En la galería femenina aparecen, por supuesto, Manuela Cañizares, Josefa Tinajero Checa y María Ontaneda. Y están las compañeras de los generales, encabezadas por Manuela Sáenz.
En ‘Argentina con pecado concebida’, estupendo ensayo sobre el mismo tema, Federico Andahazi incluye a la guayaquileña Rosa Campusano, la amante de San Martín.
Y apunta que “el modo en que ejercieron el poder muchos de nuestros próceres solo se comprende a la luz de la forma en que ejercieron el sexo”.
Sin duda, pero la liberalidad propia de los tiempos de la Independencia se fue opacando y la sociedad andina se volvió curuchupa.
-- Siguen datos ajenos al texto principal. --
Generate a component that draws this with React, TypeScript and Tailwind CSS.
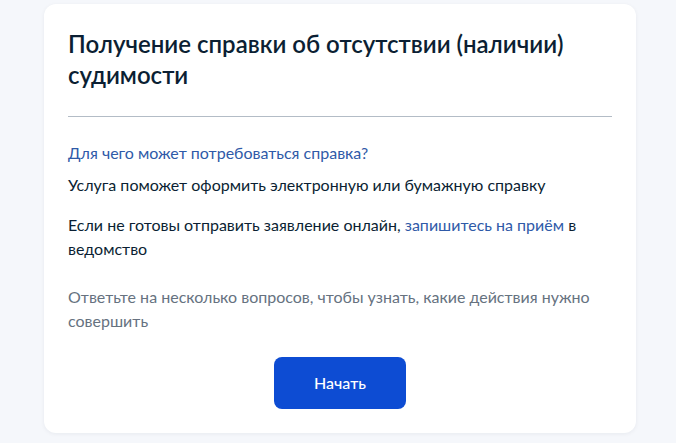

Por eso, anoto yo, la figura que mejor representa la sexualidad quiteña hasta bien entrado el siglo XX es la del cura amancebado, pues condensa el sexo como pecado, el desacato de las normas y la hipocresía generalizada.
Con afán enciclopédico, rozando las diversas aristas del tema, Gomezjurado avanza hacia el siglo XXI. Con fragmentos de obras y coplas populares, incluye un interesante capítulo sobre las expresiones del erotismo en la literatura y el arte.
También nos hace acuerdo del legendario cine Hollywood donde los quiteños acudían, tapándose la cara, a ver clásicos de la pornografía tales como ‘Garganta profunda’.
Quizás los más destacable de la obra sea el enfoque liberal y sobrio de asuntos tan peliagudos como los amores de los presidentes, la sodomía, el adulterio, la prostitución, el aborto semiclandestino y los juguetes sexuales.
Gomezjurado remata su turbulento viaje con una frase del novelista Henry Miller: “lo que sostiene al mundo son las relaciones sexuales”. Ustedes dirán.